Alla fine i 45 atleti e i due tecnici russi che speravano di essere riammessi alle competizioni dei giochi olimpici invernali di Seul – iniziati ieri con la tradizionale sfilata delle delegazioni nazionali in gara – hanno dovuto mestamente fare le valigie e tornare a casa. A qualcuno è scivolata persino una lacrima, normale reazione per sportivi che si preparano per anni alla partecipazione di una grande manifestazione.

Si conclude così un giallo iniziato già quando si era spento il braciere della precedente edizione dei giochi invernali a Sochi nel 2014. Secondo alcune inchieste prima giornalistiche e poi di commissioni del Comitato internazionale olimpico (Cio) 45 atleti russi avevano fatto uso durante quelle gare di sostanze dopanti.

Il Cio aveva in seguito deciso di privare questi atleti dei risultati ottenuti in quella occasione e di escluderli a vita dalla partecipazioni a manifestazioni internazionali. Lo scorso dicembre il Comitato aveva inoltre sentenziato che la Russia non sarebbe stata ammessa come squadra ai giochi di Seul e i suoi atleti avrebbero potuto parteciparvi come «senza bandiera». Una decisione che era stata contestata dai dirigenti federali russi ma che lo stesso Putin aveva deciso a malincuore di accettare.

Tuttavia a sorpresa il primo febbraio il Tribunale arbitrale sportivo di Losanna ha assolto tutti gli atleti russi per i presunti casi di doping, riaprendo la partita della partecipazione ai giochi dei 45 sportivi. La Federazione Russa ha immediatamente fatto ricorso, mentre gli atleti assolti atterravano con i compagni di squadra a Seul sperando in un miracolo. Ma il miracolo non c’è stato e forse non poteva esserci: il ricorso è stato rigettato.

Vitaly Mutko, vicepresidente del governo della Federazione Russa e già ministro dello sport, ha commentato la decisione del tribunale affermando di «comprendere, ma al contempo di essere deluso per la decisione assunta». Ha comunque confermato che a marzo in Russia si terrà una manifestazione sportiva a cui parteciperanno gli esclusi «in modo da rendere meno amara l’ingiusta esclusione dai giochi».

Più dure le parole del portavoce della Duma Vyaceslav Volodin secondo cui «le decisioni prese dal Cio minano la credibilità dei risultati dei Giochi olimpici». A questo punto è veramente difficile che la partita si chiuda qui, perché al Cremlino tutta questa vicenda è sempre stata percepita come un attacco politico al Paese, un ulteriore strumento per emarginare la Russia dalla comunità internazionale.

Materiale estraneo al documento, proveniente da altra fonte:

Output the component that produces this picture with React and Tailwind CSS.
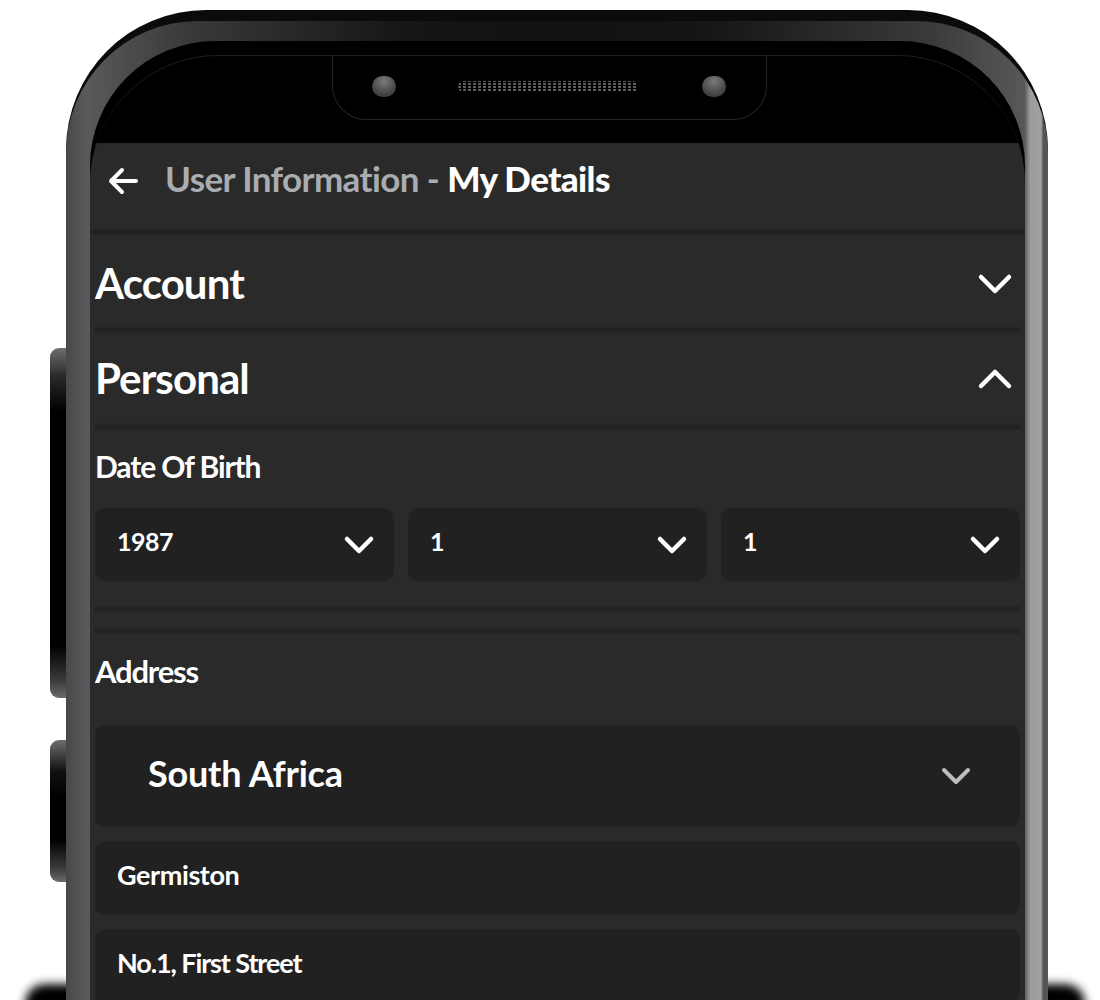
import React from 'react';

// 下拉箭头
const Chevron = ({ up = false, className = '', color = '#ffffff', w = 36, h = 24, sw = 4.5 }) => (
  <svg width={w} height={h} viewBox={`0 0 ${w} ${h}`} className={className} fill="none">
    <polyline
      points={up ? `4,${h - 5} ${w / 2},5 ${w - 4},${h - 5}` : `4,5 ${w / 2},${h - 5} ${w - 4},5`}
      stroke={color}
      strokeWidth={sw}
      strokeLinecap="round"
      strokeLinejoin="round"
    />
  </svg>
);

const Divider = () => <div className="h-[4px] bg-[#222222] shadow-[0_0_2px_#1c1c1c]"></div>;

const DateSelect = ({ value }) => (
  <div className="h-[73px] rounded-[10px] bg-[#212121] flex items-center justify-between pl-[22px] pr-[19px]">
    <span className="text-[25px] font-bold text-white tracking-[-0.5px] -mt-[6px]">{value}</span>
    <Chevron w={32} h={22} />
  </div>
);

const TextField = ({ value, tracking }) => (
  <div className="h-[74px] rounded-[10px] bg-[#212121] flex items-center pl-[22px]">
    <span className={`text-[27px] font-bold text-white -mt-[6px] ${tracking}`}>{value}</span>
  </div>
);

const App = () => {
  return (
    <div className="relative w-[1100px] h-[1000px] overflow-hidden bg-white font-['Lato','Noto_Sans',sans-serif]">
      {/* 底部阴影 */}
      <div className="absolute left-[25px] right-[15px] top-[984px] h-[40px] rounded-full bg-black blur-[5px]"></div>

      <div className="relative flex items-start pl-[50px] pt-[10px]">
        {/* 侧边按键 */}
        <div className="w-[16px] flex flex-col">
          <div className="mt-[338px] h-[350px] rounded-l-[9px] bg-[linear-gradient(180deg,#6e6e70_0%,#2a2a2a_8%,#000_18%,#000_85%,#3a3a3a_95%,#6a6a6a_100%)]"></div>
          <div className="mt-[42px] h-[142px] rounded-l-[9px] bg-[linear-gradient(180deg,#6e6e70_0%,#111_22%,#000_40%,#000_70%,#3a3a3a_90%,#6a6a6a_100%)]"></div>
        </div>

        {/* 手机外壳 */}
        <div className="w-[982px] h-[1100px] rounded-t-[140px] bg-[#0b0b0c] pt-[11px]">
          <div className="h-full rounded-t-[132px] bg-[linear-gradient(90deg,#48484a_0%,#5a5a5c_2%,#3a3a3c_12%,#151515_35%,#111_50%,#151515_65%,#3a3a3c_88%,#58585a_97.6%,#9c9c9e_98.2%,#a0a0a2_99.3%,#555557_99.5%)] pl-[24px] pr-[23px] pt-[20px]">
            <div className="h-full rounded-t-[125px] bg-black pt-[14px]">
              <div className="h-full rounded-t-[128px] border-t border-[#1d1d24] bg-black overflow-hidden">
                {/* 刘海 */}
                <div className="h-[88px] pl-[242px]">
                  <div className="w-[435px] h-[65px] -mt-px rounded-b-[34px] border border-t-0 border-[#24242c] bg-black flex items-center pl-[39px] pb-[2px]">
                    <div className="w-[24px] h-[21px] rounded-full bg-[radial-gradient(circle_at_50%_25%,#7a7a7c,#3a3a3a_80%)]"></div>
                    <div className="ml-[62px] w-[180px] h-[11px] rounded-full bg-[repeating-linear-gradient(0deg,#000_0_1px,transparent_1px_3px),repeating-linear-gradient(90deg,#5c5c5c_0_3px,#000_3px_5px)]"></div>
                    <div className="ml-[64px] w-[24px] h-[21px] rounded-full bg-[radial-gradient(circle_at_50%_25%,#7a7a7c,#3a3a3a_80%)]"></div>
                  </div>
                </div>

                {/* 应用内容 */}
                <div className="h-full bg-[#2a2a2a]">
                  <div className="h-[87px] flex items-center pl-[17px] pb-[16px]">
                    <svg width="32" height="30" viewBox="0 0 32 30" fill="none" className="mt-[4px]">
                      <path d="M29 15H5M15 4L4 15L15 26" stroke="#ffffff" strokeWidth="4" strokeLinecap="round" strokeLinejoin="round" />
                    </svg>
                    <span className="ml-[26px] text-[35px] font-bold tracking-[-0.6px] text-[#a9acb0]">
                      User Information - <span className="text-white font-black">My Details</span>
                    </span>
                  </div>
                  <Divider />

                  <div className="px-[5px]">
                    <div className="h-[94px] flex items-center justify-between pr-[7px] pt-[5px]">
                      <span className="text-[42px] font-bold text-white tracking-[-0.9px]">Account</span>
                      <Chevron />
                    </div>
                    <Divider />
                    <div className="h-[93px] flex items-center justify-between pr-[7px]">
                      <span className="text-[42px] font-bold text-white tracking-[-0.9px]">Personal</span>
                      <Chevron up />
                    </div>
                    <Divider />

                    <div className="mt-[22px] h-[30px] flex items-center">
                      <span className="text-[30px] font-bold text-white tracking-[-1.1px]">Date Of Birth</span>
                    </div>
                    <div className="mt-[27px] grid grid-cols-3 gap-[14px]">
                      <DateSelect value="1987" />
                      <DateSelect value="1" />
                      <DateSelect value="1" />
                    </div>

                    <div className="mt-[26px]"><Divider /></div>
                    <div className="mt-[18px]"><Divider /></div>

                    <div className="mt-[23px] h-[30px] flex items-center">
                      <span className="text-[31px] font-bold text-white tracking-[-1.2px]">Address</span>
                    </div>
                    <div className="mt-[39px] h-[102px] rounded-[10px] bg-[#212121] flex items-center justify-between pl-[53px] pr-[48px]">
                      <span className="text-[36px] font-bold text-white tracking-[-0.2px] -mt-[6px]">South Africa</span>
                      <Chevron w={32} h={22} sw={4} color="#bdbdbd" />
                    </div>
                    <div className="mt-[14px]"><TextField value="Germiston" tracking="tracking-[-0.4px]" /></div>
                    <div className="mt-[14px]"><TextField value="No.1, First Street" tracking="tracking-[-1.1px]" /></div>
                  </div>
                </div>
              </div>
            </div>
          </div>
        </div>
      </div>
    </div>
  );
};

export default App;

Così il ministro degli esteri russo Sergey Lavrov ieri ha preso carta e penna e ha stilato una durissima dichiarazione in cui afferma che sempre più persone nel mondo comprendono l’insensatezza della volontà di punire la Russia e di ostacolare il suo sviluppo socio-economico.

«Allo scopo di punirci – ha affermato il capo della diplomazia del Cremlino – si sta utilizzando un’ampia gamma di strumenti: il dispiegamento di una difesa missilistica globale vicino ai nostri confini a est come a ovest, la guerra dell’informazione con accuse di cyber-attacchi russi contro quasi tutto l’Occidente, e naturalmente il tentativo di discreditare i nostri atleti olimpici senza presentare nessuna prova concreta».

Reazioni durissime anche dal mondo politico russo. In una risoluzione firmata da tutti i partiti si afferma che queste decisioni «non solo danneggiano la carriera sportiva di atleti e allenatori russi, ma anche la reputazione del Cio».

Inoltre, secondo gli estensori del documento, «il principio di inammissibilità di qualsiasi forma di discriminazione, proclamato dalla Carta olimpica del Cio, viene violato. I doppi standard usati nella sfera dello sport causano danni significativi all’intero movimento sportivo, i cui obiettivi sono promuovere e attuare i principi del movimento olimpico, lo sviluppo della cultura fisica e dello sport».

Una reazione condivisa da gran parte dell’opinione pubblica russa che è scesa in piazza sabato scorso in molte città «a sostegno dei nostri atleti». E che la scorsa notte è rimasta sveglia per seguire una lunghissima diretta televisiva in attesa della decisione finale del Tribunale.